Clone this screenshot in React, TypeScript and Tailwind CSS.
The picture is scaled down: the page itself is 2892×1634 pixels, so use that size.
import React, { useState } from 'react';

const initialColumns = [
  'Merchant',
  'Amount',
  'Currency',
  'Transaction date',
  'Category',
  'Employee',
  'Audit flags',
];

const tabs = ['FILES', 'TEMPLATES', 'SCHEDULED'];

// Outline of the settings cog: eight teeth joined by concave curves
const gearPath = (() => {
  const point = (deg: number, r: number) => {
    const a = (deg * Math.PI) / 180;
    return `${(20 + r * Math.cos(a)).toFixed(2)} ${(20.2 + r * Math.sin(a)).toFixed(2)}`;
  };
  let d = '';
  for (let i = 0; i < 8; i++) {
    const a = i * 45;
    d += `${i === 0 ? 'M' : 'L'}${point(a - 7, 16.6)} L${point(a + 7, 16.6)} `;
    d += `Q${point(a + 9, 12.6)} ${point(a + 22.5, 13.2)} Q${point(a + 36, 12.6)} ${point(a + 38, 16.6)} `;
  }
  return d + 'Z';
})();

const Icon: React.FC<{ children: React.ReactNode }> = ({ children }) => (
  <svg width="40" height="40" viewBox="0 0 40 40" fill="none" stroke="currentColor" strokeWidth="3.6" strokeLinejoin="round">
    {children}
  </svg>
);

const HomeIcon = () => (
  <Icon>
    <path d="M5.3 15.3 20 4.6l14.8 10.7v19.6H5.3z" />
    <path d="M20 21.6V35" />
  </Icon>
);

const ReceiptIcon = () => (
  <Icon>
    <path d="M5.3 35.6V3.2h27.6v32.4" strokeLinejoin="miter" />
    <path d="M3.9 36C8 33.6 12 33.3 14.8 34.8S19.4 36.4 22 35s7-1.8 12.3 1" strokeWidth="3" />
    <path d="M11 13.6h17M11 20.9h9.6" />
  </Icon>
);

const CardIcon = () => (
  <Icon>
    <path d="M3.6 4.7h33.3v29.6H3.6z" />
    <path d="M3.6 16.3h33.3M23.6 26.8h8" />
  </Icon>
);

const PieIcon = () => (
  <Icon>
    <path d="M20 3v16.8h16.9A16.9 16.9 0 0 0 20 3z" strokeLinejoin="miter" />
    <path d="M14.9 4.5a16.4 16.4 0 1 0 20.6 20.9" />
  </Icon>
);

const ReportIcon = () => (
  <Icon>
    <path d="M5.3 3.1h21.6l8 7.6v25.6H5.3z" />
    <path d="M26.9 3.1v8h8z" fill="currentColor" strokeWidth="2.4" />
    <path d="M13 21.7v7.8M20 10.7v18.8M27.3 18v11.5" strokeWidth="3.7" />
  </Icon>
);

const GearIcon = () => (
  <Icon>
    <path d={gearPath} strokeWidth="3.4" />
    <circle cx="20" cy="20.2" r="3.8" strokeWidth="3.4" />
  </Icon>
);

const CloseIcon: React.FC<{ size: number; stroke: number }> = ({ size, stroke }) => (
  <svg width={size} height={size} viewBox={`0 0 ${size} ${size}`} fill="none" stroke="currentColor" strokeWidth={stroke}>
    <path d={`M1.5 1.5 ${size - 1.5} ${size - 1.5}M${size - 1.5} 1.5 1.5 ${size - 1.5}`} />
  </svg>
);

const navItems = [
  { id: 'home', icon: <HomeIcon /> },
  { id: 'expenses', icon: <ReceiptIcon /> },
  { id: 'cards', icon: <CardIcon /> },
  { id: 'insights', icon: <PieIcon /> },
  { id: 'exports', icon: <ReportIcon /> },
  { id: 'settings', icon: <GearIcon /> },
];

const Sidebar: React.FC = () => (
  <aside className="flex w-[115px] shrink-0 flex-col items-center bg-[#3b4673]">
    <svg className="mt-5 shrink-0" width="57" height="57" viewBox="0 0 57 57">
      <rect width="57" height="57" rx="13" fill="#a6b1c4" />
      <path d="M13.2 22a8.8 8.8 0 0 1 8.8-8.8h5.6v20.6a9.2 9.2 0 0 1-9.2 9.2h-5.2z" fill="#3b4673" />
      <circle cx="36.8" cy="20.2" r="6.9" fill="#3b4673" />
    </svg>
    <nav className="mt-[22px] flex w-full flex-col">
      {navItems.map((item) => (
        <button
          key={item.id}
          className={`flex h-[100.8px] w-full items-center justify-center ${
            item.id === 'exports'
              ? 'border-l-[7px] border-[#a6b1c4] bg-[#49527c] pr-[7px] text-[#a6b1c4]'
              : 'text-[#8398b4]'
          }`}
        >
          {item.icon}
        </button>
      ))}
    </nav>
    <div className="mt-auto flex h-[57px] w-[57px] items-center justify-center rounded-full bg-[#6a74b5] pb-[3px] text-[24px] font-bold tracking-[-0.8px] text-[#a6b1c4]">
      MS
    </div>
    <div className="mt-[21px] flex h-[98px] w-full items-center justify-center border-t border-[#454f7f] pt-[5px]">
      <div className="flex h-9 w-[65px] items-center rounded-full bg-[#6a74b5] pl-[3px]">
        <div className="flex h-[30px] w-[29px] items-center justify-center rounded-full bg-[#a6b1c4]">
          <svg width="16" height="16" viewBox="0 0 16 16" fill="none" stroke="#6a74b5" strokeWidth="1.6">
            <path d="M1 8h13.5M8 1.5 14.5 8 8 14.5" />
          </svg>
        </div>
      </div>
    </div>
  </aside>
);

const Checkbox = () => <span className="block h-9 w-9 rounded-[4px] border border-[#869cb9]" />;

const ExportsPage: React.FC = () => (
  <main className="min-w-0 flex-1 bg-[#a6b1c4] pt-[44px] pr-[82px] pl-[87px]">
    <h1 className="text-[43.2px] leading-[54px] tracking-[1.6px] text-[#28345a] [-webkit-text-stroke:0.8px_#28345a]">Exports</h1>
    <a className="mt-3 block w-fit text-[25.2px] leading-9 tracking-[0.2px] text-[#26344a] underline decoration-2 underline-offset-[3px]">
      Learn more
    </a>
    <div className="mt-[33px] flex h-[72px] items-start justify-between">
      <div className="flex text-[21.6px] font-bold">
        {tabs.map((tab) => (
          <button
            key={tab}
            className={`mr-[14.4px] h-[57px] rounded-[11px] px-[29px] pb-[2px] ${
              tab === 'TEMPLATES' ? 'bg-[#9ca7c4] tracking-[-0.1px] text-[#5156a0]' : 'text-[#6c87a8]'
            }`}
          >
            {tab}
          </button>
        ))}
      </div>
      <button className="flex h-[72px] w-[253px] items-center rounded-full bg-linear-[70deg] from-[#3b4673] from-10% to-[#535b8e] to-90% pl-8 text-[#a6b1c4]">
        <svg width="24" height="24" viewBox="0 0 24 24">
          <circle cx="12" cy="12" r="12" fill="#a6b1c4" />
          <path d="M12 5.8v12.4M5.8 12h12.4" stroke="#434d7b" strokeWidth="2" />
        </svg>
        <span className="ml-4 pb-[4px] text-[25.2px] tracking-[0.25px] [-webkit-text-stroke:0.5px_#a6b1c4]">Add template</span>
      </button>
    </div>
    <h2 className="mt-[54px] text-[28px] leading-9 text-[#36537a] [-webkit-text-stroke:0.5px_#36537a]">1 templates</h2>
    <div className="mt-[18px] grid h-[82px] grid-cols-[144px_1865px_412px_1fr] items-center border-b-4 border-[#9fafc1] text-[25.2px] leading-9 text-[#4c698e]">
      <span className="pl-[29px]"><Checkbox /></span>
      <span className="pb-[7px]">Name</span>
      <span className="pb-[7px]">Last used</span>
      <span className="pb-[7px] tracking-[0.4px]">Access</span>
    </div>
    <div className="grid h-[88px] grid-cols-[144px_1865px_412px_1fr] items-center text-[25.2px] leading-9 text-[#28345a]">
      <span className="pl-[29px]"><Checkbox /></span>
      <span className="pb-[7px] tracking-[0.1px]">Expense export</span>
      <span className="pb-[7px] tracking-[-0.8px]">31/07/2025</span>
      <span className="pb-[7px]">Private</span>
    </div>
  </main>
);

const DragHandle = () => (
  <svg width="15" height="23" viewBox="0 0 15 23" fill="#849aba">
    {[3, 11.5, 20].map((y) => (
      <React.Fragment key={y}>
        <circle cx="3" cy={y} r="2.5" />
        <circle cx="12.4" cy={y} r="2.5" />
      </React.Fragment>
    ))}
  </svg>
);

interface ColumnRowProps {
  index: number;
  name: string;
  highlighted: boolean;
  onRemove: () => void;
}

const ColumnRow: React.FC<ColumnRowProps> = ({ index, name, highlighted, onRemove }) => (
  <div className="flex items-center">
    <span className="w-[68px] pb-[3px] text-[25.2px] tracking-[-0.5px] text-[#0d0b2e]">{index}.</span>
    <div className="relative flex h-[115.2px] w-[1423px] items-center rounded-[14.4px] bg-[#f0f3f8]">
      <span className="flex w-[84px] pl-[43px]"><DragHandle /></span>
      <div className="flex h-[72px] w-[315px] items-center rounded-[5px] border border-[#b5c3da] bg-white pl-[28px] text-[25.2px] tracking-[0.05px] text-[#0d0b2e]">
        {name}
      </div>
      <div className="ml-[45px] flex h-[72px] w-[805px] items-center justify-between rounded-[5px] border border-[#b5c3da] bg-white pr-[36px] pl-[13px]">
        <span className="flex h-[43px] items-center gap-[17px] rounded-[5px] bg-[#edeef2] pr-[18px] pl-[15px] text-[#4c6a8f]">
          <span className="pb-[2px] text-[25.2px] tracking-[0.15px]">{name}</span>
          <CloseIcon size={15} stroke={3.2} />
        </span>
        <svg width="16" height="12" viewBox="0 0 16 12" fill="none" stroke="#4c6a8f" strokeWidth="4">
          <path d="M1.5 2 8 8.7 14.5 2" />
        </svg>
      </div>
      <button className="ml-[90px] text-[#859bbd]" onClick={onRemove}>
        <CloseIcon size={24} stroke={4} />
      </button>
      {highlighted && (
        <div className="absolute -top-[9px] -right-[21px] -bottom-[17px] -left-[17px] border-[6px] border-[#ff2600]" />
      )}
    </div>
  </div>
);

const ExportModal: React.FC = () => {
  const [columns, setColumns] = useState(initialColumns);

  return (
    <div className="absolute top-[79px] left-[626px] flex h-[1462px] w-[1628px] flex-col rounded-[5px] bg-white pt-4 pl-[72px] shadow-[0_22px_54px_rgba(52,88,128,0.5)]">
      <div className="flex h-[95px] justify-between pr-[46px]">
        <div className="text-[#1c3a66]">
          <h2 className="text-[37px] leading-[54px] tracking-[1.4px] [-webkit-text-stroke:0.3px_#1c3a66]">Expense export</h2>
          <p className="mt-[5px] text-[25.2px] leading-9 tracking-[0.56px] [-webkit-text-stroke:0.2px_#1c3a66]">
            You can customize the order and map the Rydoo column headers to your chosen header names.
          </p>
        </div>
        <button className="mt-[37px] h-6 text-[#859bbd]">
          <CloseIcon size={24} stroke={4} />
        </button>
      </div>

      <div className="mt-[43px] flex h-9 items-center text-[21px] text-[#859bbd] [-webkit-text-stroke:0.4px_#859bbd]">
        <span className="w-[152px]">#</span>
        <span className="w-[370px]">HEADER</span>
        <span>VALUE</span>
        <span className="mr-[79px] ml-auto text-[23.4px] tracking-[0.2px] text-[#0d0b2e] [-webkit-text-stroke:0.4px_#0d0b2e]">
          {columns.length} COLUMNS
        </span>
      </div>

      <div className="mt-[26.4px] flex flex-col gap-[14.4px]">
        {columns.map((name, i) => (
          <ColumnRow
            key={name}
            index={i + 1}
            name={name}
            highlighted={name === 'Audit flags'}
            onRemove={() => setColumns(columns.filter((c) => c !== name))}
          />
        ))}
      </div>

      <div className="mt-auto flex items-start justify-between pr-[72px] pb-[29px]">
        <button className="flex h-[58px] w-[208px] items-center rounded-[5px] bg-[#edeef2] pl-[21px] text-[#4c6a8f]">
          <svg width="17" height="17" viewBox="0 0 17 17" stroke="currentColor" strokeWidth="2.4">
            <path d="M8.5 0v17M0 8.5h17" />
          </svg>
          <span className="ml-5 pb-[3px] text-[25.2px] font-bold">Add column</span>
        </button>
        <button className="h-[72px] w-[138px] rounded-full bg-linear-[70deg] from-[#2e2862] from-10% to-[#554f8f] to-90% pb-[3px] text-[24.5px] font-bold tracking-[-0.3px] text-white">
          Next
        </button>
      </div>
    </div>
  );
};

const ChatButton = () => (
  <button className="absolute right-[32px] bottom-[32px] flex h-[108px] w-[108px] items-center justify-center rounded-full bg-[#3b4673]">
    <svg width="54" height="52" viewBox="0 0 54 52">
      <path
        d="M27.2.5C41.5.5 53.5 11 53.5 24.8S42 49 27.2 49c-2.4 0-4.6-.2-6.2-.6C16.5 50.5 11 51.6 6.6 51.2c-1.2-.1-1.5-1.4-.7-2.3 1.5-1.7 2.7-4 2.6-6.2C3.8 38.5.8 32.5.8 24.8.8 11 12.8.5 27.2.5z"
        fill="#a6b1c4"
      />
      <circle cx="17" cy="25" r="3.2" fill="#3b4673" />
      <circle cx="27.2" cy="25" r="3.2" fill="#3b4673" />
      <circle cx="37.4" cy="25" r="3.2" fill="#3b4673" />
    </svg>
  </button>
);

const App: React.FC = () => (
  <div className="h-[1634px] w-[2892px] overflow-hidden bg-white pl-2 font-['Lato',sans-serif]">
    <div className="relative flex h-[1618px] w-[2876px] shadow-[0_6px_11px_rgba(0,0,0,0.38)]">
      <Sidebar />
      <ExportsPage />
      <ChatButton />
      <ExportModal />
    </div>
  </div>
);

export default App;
□ □ □
» **DO THIS**: In the listing above, please print only the lines from the first one to the line where "const tabs = ['FILES', 'TEMPLATES', 'SCHEDULED'];" appears, exactly as written, both of those lines included.

» **SOLUTION TO THIS TASK**:
Clone this screenshot in React, TypeScript and Tailwind CSS.
The picture is scaled down: the page itself is 2892×1634 pixels, so use that size.
import React, { useState } from 'react';

const initialColumns = [
  'Merchant',
  'Amount',
  'Currency',
  'Transaction date',
  'Category',
  'Employee',
  'Audit flags',
];

const tabs = ['FILES', 'TEMPLATES', 'SCHEDULED'];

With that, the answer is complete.